An estimated 600 eager high school students flocked the UW Seattle campus for the annual Washington Journalism Education Association’s (WJEA) Journalism Day on September 19. Hosted by the UW Department of Communication, students chose three sessions to attend from a range of topics and listened to a keynote speaker – our own Sarah Stuteville, Artist in Residence and co-founder of the Seattle Globalist, who also contributes regularly to the Seattle Times.
“What would you do if you could do anything?” Stuteville said during her speech – a question she was asked by her friend (and now colleague) Jessica Partnow after college graduation seven years ago when they were left to grapple with a passion for global journalism during the ‘journalism crisis’. This question also anchored her presentation, as 600 curious students with a love for journalism stared back at her wondering what their next steps will be.

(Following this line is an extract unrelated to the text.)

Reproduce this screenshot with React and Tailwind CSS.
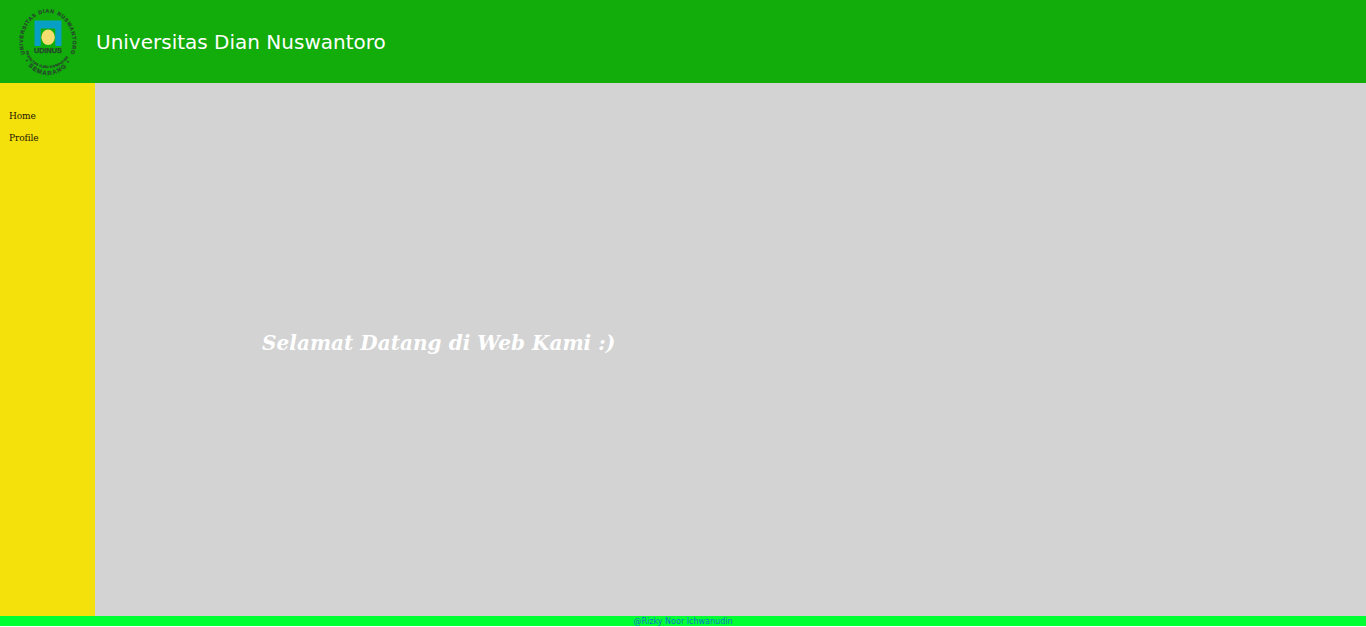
function Logo() {
  return (
    <svg className="h-[70px] w-[60px] shrink-0 overflow-visible" viewBox="0 0 60 70" aria-label="UDINUS">
      <defs>
        <path id="ringTop" d="M7.1 47 A24.8 29.5 0 1 1 52.5 47" />
        <path id="ringBottom" d="M6.3 53 A28 33 0 0 0 53.3 53" />
        <path id="ringInner" d="M8 43 A22 18 0 0 0 52 43" />
      </defs>
      <g fill="#25482b" stroke="#25482b" strokeWidth="0.25" fontFamily="'Liberation Sans', sans-serif" fontWeight="700">
        <text fontSize="5.2">
          <textPath href="#ringTop" textLength="109" lengthAdjust="spacing">UNIVERSITAS DIAN NUSWANTORO</textPath>
        </text>
        <text fontSize="6">
          <textPath href="#ringBottom" startOffset="1" textLength="55" lengthAdjust="spacing">• SEMARANG •</textPath>
        </text>
        <text fontSize="3.3">
          <textPath href="#ringInner" startOffset="1" textLength="54" lengthAdjust="spacing">FAKULTAS ILMU KOMPUTER</textPath>
        </text>
        <text x="16" y="46" fontSize="6.5" textLength="28" lengthAdjust="spacingAndGlyphs">UDINUS</text>
      </g>
      <path fill="#079fc5" d="M16.5 13.5H43.5V39H37.3V21.5H22.7V39H16.5Z" />
      <ellipse cx="30.1" cy="30.3" rx="6.7" ry="7.8" fill="#f5de70" />
    </svg>
  );
}

export default function App() {
  return (
    <div className="flex h-[627px] w-full flex-col overflow-hidden bg-white">
      <header className="flex h-[83px] shrink-0 items-center bg-[#12ac0b] pl-[18px]">
        <Logo />
        <h1 className="ml-[18px] font-['DejaVu_Sans',sans-serif] text-[20px] leading-[24px] whitespace-nowrap text-white">
          Universitas Dian Nuswantoro
        </h1>
      </header>
      <div className="flex min-h-0 flex-1">
        <nav className="flex w-[95px] shrink-0 flex-col bg-[#f4e00a] pt-[22px] pl-[9px] font-['DejaVu_Serif_Condensed','DejaVu_Serif',serif] text-[10px] leading-[22px] tracking-[-0.1px] text-[#1c1503]">
          <a href="#home">Home</a>
          <a href="#profile">Profile</a>
        </nav>
        <main className="flex-1 bg-[#d3d3d3] pt-[246px] pl-[167px]">
          <h2 className="font-['DejaVu_Serif',serif] text-[20px] leading-[28px] font-bold tracking-[0.04px] whitespace-nowrap text-white italic">
            Selamat Datang di Web Kami :)
          </h2>
        </main>
      </div>
      <footer className="mb-px h-[10px] shrink-0 bg-[#00ff33] pt-px text-center font-['DejaVu_Sans',sans-serif] text-[8px] leading-[10px] text-[#0a77c4]">
        @Rizky Noor Ichwanudin
      </footer>
    </div>
  );
}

“I am here today to convince you that you should pursue journalism, and not just because you love it, and not just because it’s fascinating and important (which it is), but because the very lack of certainty in journalism today, means that it is the absolute best time to enter the profession,” Stuteville said. “You will make this choice to become a journalist or not within a unique moment where you have the opportunity to change what that means forever.”
One of the session leaders was communication alumnus Mike Baker (B.A., 2005), who is now an Associated Press reporter in Seattle, whose projects often include data-driven investigative stories. He is an expert at public records requests to create stories about state and federal government.
We have been hosting Journalism Day for more than two decades and are excited to continue the tradition for years to come.